The Long Game: Level 4 Autonomous Fleet

This is the part most directly tied to the robotaxi conversation.

NVIDIA DRIVE Hyperion is a hardware-and-software platform built specifically for Level 4 autonomous vehicles. Level 4 means the vehicle can drive itself fully in defined geographic areas without a human driver. Waymo currently operates at Level 4. Tesla is targeting Level 4. So is Zoox.

Lyft is using DRIVE Hyperion as the reference platform for what it calls a "hybrid network." That hybrid includes:

Fleet-owned autonomous vehicles Partner-deployed autonomous vehicles (like the existing Lyft and Waymo partnership in Atlanta and Nashville) Eventually, consumer-owned Level 4 autonomous vehicles that operate on the Lyft platform

That last category is interesting. It suggests Lyft is thinking about a future where someone could buy a Level 4 capable vehicle and put it on Lyft as an autonomous earner, similar to how you put your own car on Lyft today.

For human drivers, this is the same long-term squeeze the robotaxi conversation has been about. The Lyft NVIDIA partnership accelerates Lyft's ability to deploy autonomous vehicles in more cities, but the timeline for real impact in most US markets is still 2027 and beyond.

What Lyft Says Versus What Drivers Should Hear

Here's the part the press releases don't say out loud.

Lyft's official framing of this partnership is all about "smarter rides" and "the next era of transportation." Rishi Dhall of NVIDIA called it AI's power to "solve real-world challenges at massive scale."

Translation for drivers: Lyft is building the technical foundation to depend less on human drivers in the long term, while making its current human-driver platform more efficient in the short term.

Both things can be true at once. The short-term efficiency gains are real and they probably help working drivers right now. The long-term direction is also real and it points toward a smaller role for human drivers over the next decade.

The smartest drivers will use the short-term benefits while preparing for the long-term shift.

What You Should Do Right Now

Three concrete moves while this rolls out:

  1. Pay attention to your hourly average over the next 90 days. If the AI improvements work as advertised, your earnings per hour should improve slightly. If they don't, that's useful data too. Track it.

  2. Don't quit other tools just because Lyft's in-app nav is improving. Waze, Google Maps, and your existing toolkit are still your daily drivers. Let Lyft prove the new mapping before you trust it for actual routing.

  3. Build your business outside the apps. This is the same advice every post in this series keeps coming back to, and it gets more important every time Lyft or Uber announces a big AI investment. The platforms are getting more efficient at extracting value from your driving. Your defense is having income streams the platforms can't optimize you out of: direct clients, repeat passengers, corporate accounts, premium tier work.

The Bigger Picture

Lyft's partnership with NVIDIA isn't the first AI deal in rideshare and it won't be the last. Uber has its own NVIDIA partnership through the AV Labs program. Tesla is building its own AI stack. Waymo runs entirely on Google's AI infrastructure.

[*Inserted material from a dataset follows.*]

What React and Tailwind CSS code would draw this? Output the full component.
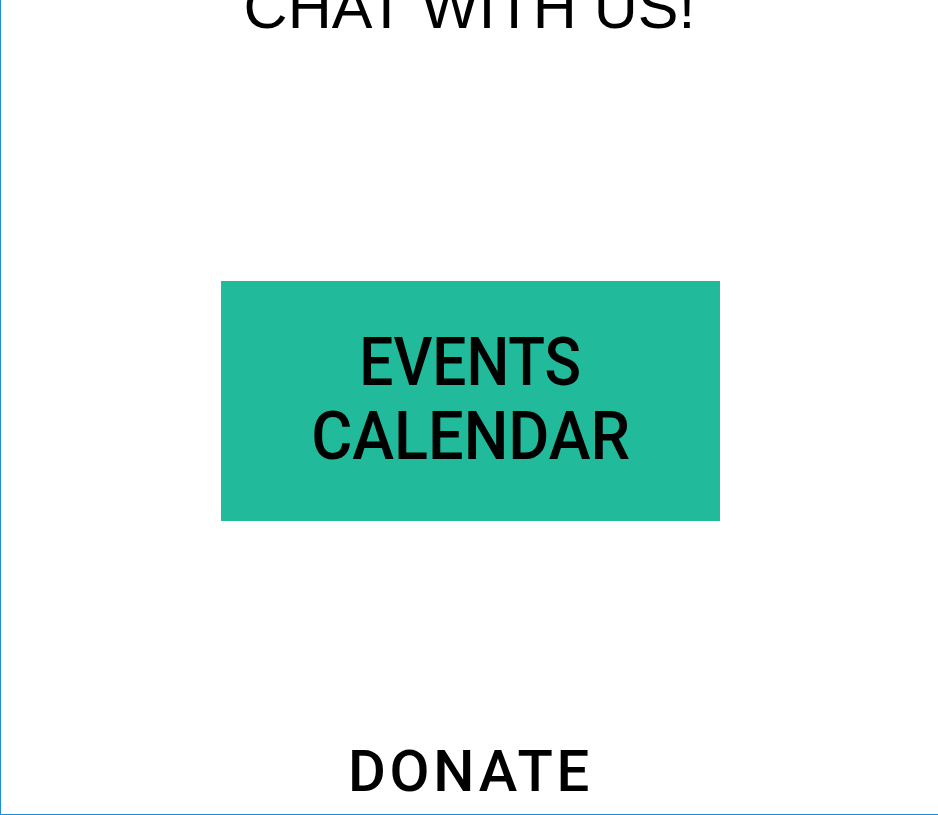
const App = () => {
  return (
    <div
      className="flex h-[815px] w-[938px] flex-col items-center overflow-hidden border-b border-l border-[#1a8fe0] bg-white text-black"
      style={{ fontFamily: '"Liberation Sans", Arial, sans-serif' }}
    >
      {/* heading, cut by top of viewport */}
      <h2 className="mt-[-23px] text-[61px] leading-[61px] font-normal whitespace-nowrap">
        CHAT WITH US!
      </h2>

      {/* events banner */}
      <a
        href="#"
        className="mt-[243px] ml-[2px] flex h-[240px] w-[499px] flex-col items-center justify-center bg-[#21bb9b] pb-1 font-medium"
        style={{ fontFamily: 'Roboto, "Liberation Sans", sans-serif' }}
      >
        <div className="scale-x-[0.9] text-[67px] leading-[74px] whitespace-nowrap">EVENTS</div>
        <div className="scale-x-[0.94] text-[67px] leading-[74px] whitespace-nowrap">CALENDAR</div>
      </a>

      <a
        href="#"
        className="mt-[221px] pl-[2px] text-[58px] leading-[59px] font-medium tracking-[0.065em] whitespace-nowrap"
        style={{ fontFamily: 'Roboto, "Liberation Sans", sans-serif' }}
      >
        DONATE
      </a>
    </div>
  );
};

export default App;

What's different about the Lyft NVIDIA deal is that it's the most public commitment yet to building AI directly into Lyft's day-to-day operations, not just its autonomous future. That means working Lyft drivers are about to be the test case for how human-driver platforms perform when they get genuinely smart.

For now, drive your shifts, watch your numbers, and use whatever short-term benefits the AI brings. Just don't lose sight of the longer game.

A Final Note

The drivers who'll do best in the AI-augmented rideshare landscape aren't the ones fighting the change or pretending it's not happening. They're the ones using the improved efficiency to drive smarter shifts, while building the parts of their business that don't depend on the platform at all.

NVIDIA's AI is going to make Lyft a more efficient platform. That helps everyone, including drivers, in the short term. Whether it helps drivers in the long term depends entirely on what you do with the short-term gains.

Drive smart, watch the numbers, and keep building the business under the business.